=== WHAT TO WORK ON ===
In the entries that follow, find the word "styled" and report each line it is on.

[Start of TASK INPUT]

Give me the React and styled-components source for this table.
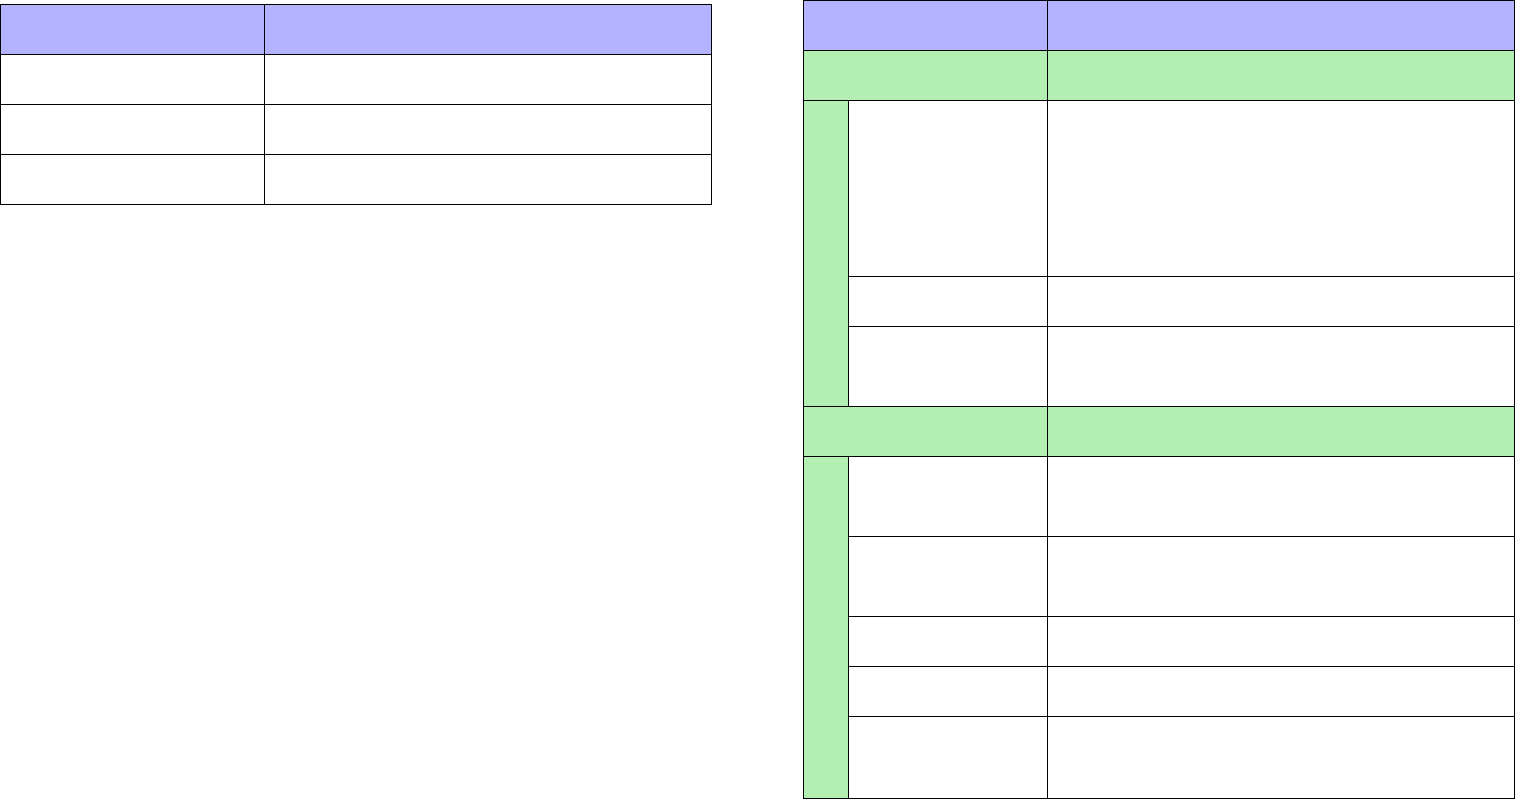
import React from "react"
import styled, { createGlobalStyle } from "styled-components"

const GlobalStyle = createGlobalStyle`
  * { box-sizing: border-box; }
  body {
    margin: 0;
    background: #fff;
    font-family: "Liberation Sans", Arial, sans-serif;
    font-size: 14px;
  }
`

const LINE = "1px solid #000"
const HEAD = "#b3b3ff"
const GROUP = "#b3eeb3"

const Page = styled.div`
  display: flex;
  align-items: flex-start;
  gap: 91px;
`

const Table = styled.div`
  border-top: ${LINE};
  border-left: ${LINE};
  margin-top: ${props => props.offset || 0}px;
`

const Row = styled.div`
  display: grid;
  grid-template-columns: ${props => props.cols};
  background: ${props => props.bg || "#fff"};
`

const Cell = styled.div`
  height: ${props => props.h || 50}px;
  border-right: ${LINE};
  border-bottom: ${LINE};
  border-left: ${props => props.edge ? LINE : "none"};
  padding: 6px 10px;
`

const Group = styled.div`
  background: ${GROUP};
`

const Body = styled.div`
  display: flex;
`

const Strip = styled.div`
  width: 44px;
  flex: none;
  border-bottom: ${LINE};
`

const Children = styled.div`
  flex: 1;
  background: #fff;
`

const leftRows = [50, 50, 50]

const groups = [
  { children: [176, 50, 80] },
  { children: [80, 80, 50, 50, 82] }
]

function App() {
  return (
    <>
      <GlobalStyle />
      <Page>
        <Table offset={4}>
          <Row cols="264px 447px" bg={HEAD}>
            <Cell />
            <Cell />
          </Row>
          {leftRows.map((h, i) => (
            <Row key={i} cols="264px 447px">
              <Cell h={h} />
              <Cell h={h} />
            </Row>
          ))}
        </Table>

        <Table>
          <Row cols="244px 467px" bg={HEAD}>
            <Cell />
            <Cell />
          </Row>
          {groups.map((g, gi) => (
            <Group key={gi}>
              <Row cols="244px 467px" bg={GROUP}>
                <Cell />
                <Cell />
              </Row>
              <Body>
                <Strip />
                <Children>
                  {g.children.map((h, i) => (
                    <Row key={i} cols="200px 467px">
                      <Cell h={h} edge />
                      <Cell h={h} />
                    </Row>
                  ))}
                </Children>
              </Body>
            </Group>
          ))}
        </Table>
      </Page>
    </>
  )
}

export default App
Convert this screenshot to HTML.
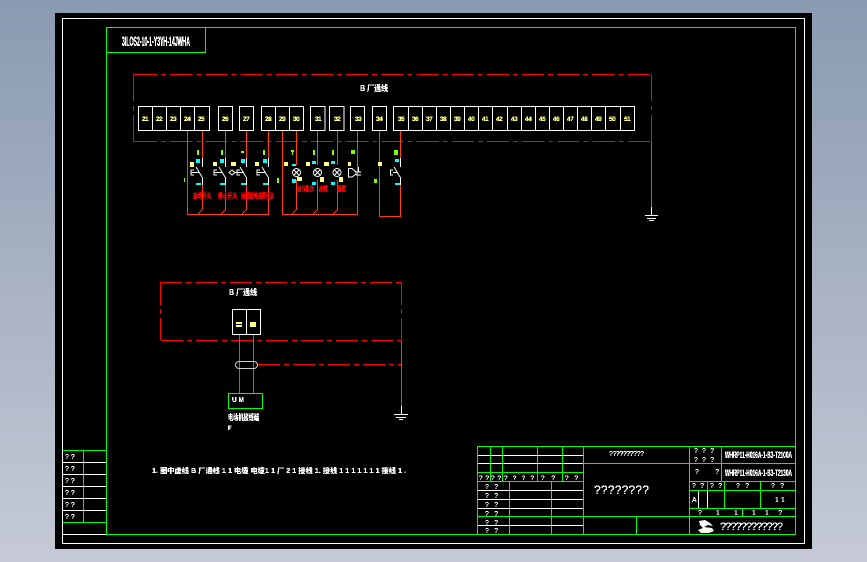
<!DOCTYPE html>
<html><head><meta charset="utf-8"><style>
html,body{margin:0;padding:0;width:867px;height:562px;overflow:hidden;background:linear-gradient(#8a9ab0,#c5cad6)}
svg{position:absolute;left:0;top:0}
text{font-family:"Liberation Sans","Noto Sans CJK SC",sans-serif}
.y text,.y{fill:#ffff80;font-weight:bold;font-size:6.5px;letter-spacing:-.5px}
.q{fill:#fff;font-size:7px;font-family:"Liberation Mono",monospace}
.r{fill:#f00;font-weight:bold;font-size:7px}
.c{fill:#0ff;font-weight:bold;font-size:5px}
.w{fill:#fff;font-weight:bold;font-size:8px}
</style></head><body>
<svg width="867" height="562" viewBox="0 0 867 562" fill="none">
<defs>
<filter id="px" filterUnits="userSpaceOnUse" x="0" y="0" width="867" height="562" color-interpolation-filters="sRGB">
<feComponentTransfer><feFuncA type="discrete" tableValues="0 1 1 1"/></feComponentTransfer>
</filter>
</defs>
<rect x="55" y="13" width="757" height="536" fill="#000"/>
<g shape-rendering="crispEdges">
<rect x="62.5" y="18.5" width="742" height="525" stroke="#fff"/>
<path stroke="#0f0" d="M106.5 27.5H795.5V534.5H106.5ZM106.5 52.5H205.5V27.5M62.5 450.5H106.5M62.5 522.5H106.5M83.5 450.5V522.5"/>
<path stroke="#fff" d="M83.5 462.5H106M83.5 474.5H106M83.5 486.5H106M83.5 498.5H106M83.5 510.5H106M63 462.5H83M63 474.5H83M63 486.5H83M63 498.5H83M63 510.5H83M63 534.5H106"/>
<!-- title block -->
<path stroke="#0f0" d="M477.5 534.5V446.5H795.5M490.5 446.5V481.5M502.5 446.5V481.5M537.5 446.5V481.5M562.5 446.5V481.5M583.5 446.5V534.5M477.5 472.5H583.5M477.5 481.5H583.5M509.5 481.5V534.5M551.5 481.5V534.5M583.5 463.5H795.5M583.5 516.5H795.5M636.5 516.5V534.5M689.5 446.5V534.5M721.5 446.5V481.5M689.5 481.5H795.5M689.5 490.5H795.5M689.5 508.5H795.5M707.5 481.5V490.5M724.5 481.5V508.5M760.5 481.5V508.5M742.5 508.5V516.5"/>
<path stroke="#fff" d="M478 455.5H583M478 463.5H583M478 490.5H583M478 499.5H583M478 508.5H583M478 525.5H583M698.5 491V508M707.5 491V508"/>
<path stroke="#0f0" d="M478 516.5H583"/>
<!-- red dashes -->
<g stroke="#f00">
<path stroke-dasharray="22.2 4 4.8 4.17" d="M135 74.5H651"/>
<path stroke-dasharray="22.2 4 4.8 4.2" d="M135 141.5H651"/>
<path d="M133.5 74V101M133.5 106V111M133.5 115V141M651.5 74V101M651.5 106V110M651.5 115V141M133 74.5H135M133 141.5H135"/>
<path stroke-dasharray="22 4 5 4" d="M160 282.5H401"/>
<path stroke-dasharray="22 4 5 4" d="M161 340.5H401"/>
<path d="M160.5 282V305M160.5 309V314M160.5 318V340M401.5 282V305M401.5 309V314M401.5 318V340"/>
<path stroke-dasharray="22 4 5 4" d="M258 364.5H401"/>
</g>
<!-- orange wires -->
<path stroke="#ff4000" d="M651.5 141V207M187.5 130V214.5H268.5V185M202.5 130V158M202.5 185V210M225.5 130V158M225.5 185V210M246.5 130V158M246.5 185V210M268.5 130V158M282.5 130V214.5H357.5V130M296.5 130V165M296.5 180V210M317.5 130V165M317.5 180V210M337.5 130V165M337.5 180V210M379.5 130V216.5H400.5V185M400.5 130V158M239.5 334V393M253.5 334V393M401.5 341V406"/>
<!-- terminals -->
<path stroke="#fff" d="M138.5 106.5H209.5V130.5H138.5ZM152.5 106V130M166.5 106V130M180.5 106V130M194.5 106V130M218.5 106.5H232.5V130.5H218.5ZM239.5 106.5H253.5V130.5H239.5ZM261.5 106.5H303.5V130.5H261.5ZM275.5 106V130M289.5 106V130M310.5 106.5H325V130.5H310.5ZM329.5 106.5H344V130.5H329.5ZM350.5 106.5H364.5V130.5H350.5ZM372.5 106.5H386.5V130.5H372.5ZM393.5 106.5H634.5V130.5H393.5ZM408.5 106V130M422.5 106V130M436.5 106V130M450.5 106V130M464.5 106V130M478.5 106V130M492.5 106V130M507.5 106V130M521.5 106V130M535.5 106V130M549.5 106V130M563.5 106V130M577.5 106V130M591.5 106V130M605.5 106V130M620.5 106V130"/>
<path stroke="#fff" d="M232.5 309.5H260.5V334.5H232.5ZM246.5 309V334M651.5 207V215M645 215.5H658M647 218.5H656M649 220.5H654M401.5 406V414M394 414.5H408M396 417.5H406M399 419.5H403"/>
<path stroke="#fff" d="M202.5 158V167M202.5 177V185M225.5 158V167M225.5 177V185M246.5 158V167M246.5 177V185M268.5 158V167M268.5 177V185M400.5 158V167M400.5 177V185"/>
<path stroke="#0f0" d="M228.5 393.5H262.5V408.5H228.5Z"/>
<!-- solid marks -->
<g fill="#80ff00"><rect x="197" y="150" width="2" height="5"/><rect x="221" y="150" width="2" height="5"/><rect x="241" y="151" width="3" height="2"/><rect x="263" y="150" width="2" height="5"/><rect x="291" y="150" width="3" height="2"/><rect x="292" y="152" width="1" height="3"/><rect x="313" y="150" width="2" height="5"/><rect x="332" y="150" width="2" height="5"/><rect x="351" y="150" width="4" height="4"/><rect x="184" y="178" width="1" height="4"/><rect x="277" y="178" width="2" height="5"/><rect x="374" y="179" width="3" height="4"/><rect x="394" y="150" width="4" height="5"/></g>
<g fill="#ffff80"><rect x="190" y="162" width="4" height="5"/><rect x="213" y="162" width="4" height="4"/><rect x="231" y="162" width="5" height="4"/><rect x="255" y="162" width="4" height="4"/><rect x="284" y="162" width="4" height="4"/><rect x="306" y="162" width="4" height="4"/><rect x="324" y="162" width="5" height="4"/><rect x="348" y="162" width="3" height="4"/><rect x="378" y="162" width="4" height="4"/><rect x="297" y="177" width="5" height="4"/><rect x="320" y="177" width="4" height="5"/><rect x="339" y="177" width="4" height="5"/><rect x="250" y="322" width="6" height="5"/><rect x="236" y="322" width="6" height="2"/><rect x="236" y="325" width="6" height="2"/></g>
<g fill="#0ff"><rect x="196" y="159" width="4" height="4"/><rect x="220" y="159" width="4" height="4"/><rect x="241" y="159" width="4" height="4"/><rect x="263" y="159" width="4" height="4"/><rect x="292" y="164" width="4" height="2"/><rect x="312" y="161" width="4" height="3"/><rect x="331" y="161" width="4" height="3"/><rect x="395" y="159" width="4" height="3"/><rect x="292" y="179" width="4" height="4"/><rect x="196" y="183" width="5" height="2"/><rect x="220" y="183" width="5" height="2"/><rect x="241" y="183" width="5" height="2"/><rect x="263" y="183" width="5" height="2"/><rect x="312" y="182" width="4" height="3"/><rect x="331" y="182" width="4" height="3"/><rect x="395" y="183" width="5" height="2"/></g>
</g>
<!-- switch arms, contacts -->
<g stroke="#fff" stroke-width="1">
<path d="M196 167L202 177M219 167L225 177M240 167L246 177M262 167L268 177"/>
<path d="M394 167L400 177"/>
<path d="M194 170H191V175H194M191 172.500H199M217 170H214V175H217M214 172.500H222M240 170H237V175H240M237 172.500H243M260 170H257V175H260M257 172.500H265"/>
<path d="M229 172.500L232 170L235 172.500L232 175ZM235 172.500H237"/>
<path d="M393 170H390.500V175H393M393 172.500H397"/>
<circle cx="296.500" cy="172.500" r="4"/><path d="M294 170L299 175M299 170L294 175"/>
<circle cx="317.500" cy="172.500" r="4"/><path d="M315 170L320 175M320 170L315 175"/>
<circle cx="337" cy="172.500" r="4"/><path d="M334.500 170L339.500 175M339.500 170L334.500 175"/>
<path d="M348.500 168.500H352L356 172V174L352 177H348.500ZM356 172H361M356 175H361M358.500 167V172"/>
<rect x="235.500" y="361.500" width="22" height="7" rx="3.500" stroke="#ccc"/>
</g>
<path stroke="#ff4000" d="M202 210L198 214M225 210L221 214M246 210L242 214M296 210L292 214M317 210L313 214M337 210L333 214"/>
<!-- logo -->
<path fill="#fff" d="M699 521L705 520L710 523L713 526L708 525L704 527L712 528L714 531L709 533L701 533L698 530L703 528L700 525Z"/>
<!-- texts -->
<g filter="url(#px)">
<text x="122" y="46" fill="#fff" font-size="14" font-weight="bold" textLength="68" lengthAdjust="spacingAndGlyphs">3ILOS2-10-1-Y3YH-14JWHA</text>
<text x="360" y="91" class="w" textLength="28" lengthAdjust="spacingAndGlyphs">B 厂通线</text>
<text x="229" y="295" class="w" textLength="28" lengthAdjust="spacingAndGlyphs">B 厂通线</text>
<g class="y">
<text x="142" y="121">21</text><text x="156" y="121">22</text><text x="170" y="121">23</text><text x="184" y="121">24</text><text x="198" y="121">25</text><text x="222" y="121">26</text><text x="243" y="121">27</text><text x="265" y="121">28</text><text x="279" y="121">29</text><text x="293" y="121">30</text><text x="315" y="121">31</text><text x="334" y="121">32</text><text x="355" y="121">33</text><text x="376" y="121">34</text><text x="398" y="121">35</text><text x="412" y="121">36</text><text x="426" y="121">37</text><text x="440" y="121">38</text><text x="454" y="121">39</text><text x="468" y="121">40</text><text x="482" y="121">41</text><text x="496" y="121">42</text><text x="511" y="121">43</text><text x="525" y="121">44</text><text x="539" y="121">45</text><text x="553" y="121">46</text><text x="567" y="121">47</text><text x="581" y="121">48</text><text x="595" y="121">49</text><text x="609" y="121">50</text><text x="624" y="121">51</text>
</g>
<text x="193" y="198" class="r" textLength="18" lengthAdjust="spacingAndGlyphs">启动开关</text>
<text x="218" y="198" class="r" textLength="19" lengthAdjust="spacingAndGlyphs">停止开关</text>
<text x="241" y="198" class="r" textLength="33" lengthAdjust="spacingAndGlyphs">远程就地选择开关</text>
<text x="297" y="191" class="r" textLength="17" lengthAdjust="spacingAndGlyphs">运行指示</text>
<text x="319" y="191" class="r" textLength="9" lengthAdjust="spacingAndGlyphs">故障</text>
<text x="337" y="191" class="r" textLength="9" lengthAdjust="spacingAndGlyphs">报警</text>
<text x="232" y="402" fill="#fff" font-size="7" font-weight="bold" textLength="12" lengthAdjust="spacingAndGlyphs">U M</text>
<text x="228" y="420" class="w" textLength="31" lengthAdjust="spacingAndGlyphs">电动机接线端</text>
<text x="228" y="430" fill="#fff" font-size="6" font-weight="bold">F</text>
<text x="152" y="473" fill="#fff" font-size="7" font-weight="bold" textLength="254" lengthAdjust="spacingAndGlyphs">1. 图中虚线 B 厂通线 1 1 电缆 电缆1 1 厂 2 1 接线 1. 接线 1 1 1 1 1 1 1 接线 1 .</text>
<g class="q">
<text x="65" y="459">? ?</text><text x="65" y="471">? ?</text><text x="65" y="483">? ?</text><text x="65" y="495">? ?</text><text x="65" y="507">? ?</text><text x="65" y="519">? ?</text>
<text x="479" y="480" font-size="6.500" textLength="10">? ?</text><text x="491" y="480" font-size="6.500" textLength="10">? ?</text><text x="504" y="480" textLength="30" font-size="6.500">? ? ? ?</text><text x="541" y="480" textLength="14" font-size="6.500">? ?</text><text x="565" y="480" textLength="13" font-size="6.500">? ?</text>
<text x="485" y="489" textLength="13">? ?</text><text x="485" y="498" textLength="13">? ?</text><text x="485" y="507" textLength="13">? ?</text><text x="485" y="516" textLength="13">? ?</text><text x="485" y="525" textLength="13">? ?</text><text x="485" y="533" textLength="13">? ?</text>
<text x="609" y="456" textLength="35">??????????</text>
<text x="594" y="494" font-size="12" textLength="55" lengthAdjust="spacing">????????</text>
<text x="694" y="453" textLength="20">? ? ?</text><text x="694" y="462" textLength="20">? ? ?</text>
<text x="695" y="474" textLength="24">?    ?</text>
<text x="692" y="488" textLength="12">? ?</text><text x="710" y="488" textLength="12">? ?</text><text x="736" y="488" textLength="13">? ?</text><text x="771" y="488" textLength="13">? ?</text>
<text x="692" y="502" font-size="7">A</text><text x="775" y="502" font-size="7">1 1</text>
<text x="698" y="515" textLength="40">?  1  1</text><text x="752" y="515" textLength="30">1  1 ?</text>
<text x="720" y="530" font-size="11" textLength="63" lengthAdjust="spacing">????????????</text>
</g>
<text x="725" y="458" fill="#fff" font-size="9" font-weight="bold" textLength="67" lengthAdjust="spacingAndGlyphs">WHRP11-H016A-1-B3-T2100A</text>
<text x="725" y="476" fill="#fff" font-size="9" font-weight="bold" textLength="67" lengthAdjust="spacingAndGlyphs">WHRP11-H016A-1-B3-T2130A</text>
</g>
</svg>
</body></html>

[End of TASK INPUT]

=== EXPECTED ANSWER ===
Give me the React and styled-components source for this table.
import styled, { createGlobalStyle } from "styled-components"
const Page = styled.div`
const Table = styled.div`
const Row = styled.div`
const Cell = styled.div`
const Group = styled.div`
const Body = styled.div`
const Strip = styled.div`
const Children = styled.div`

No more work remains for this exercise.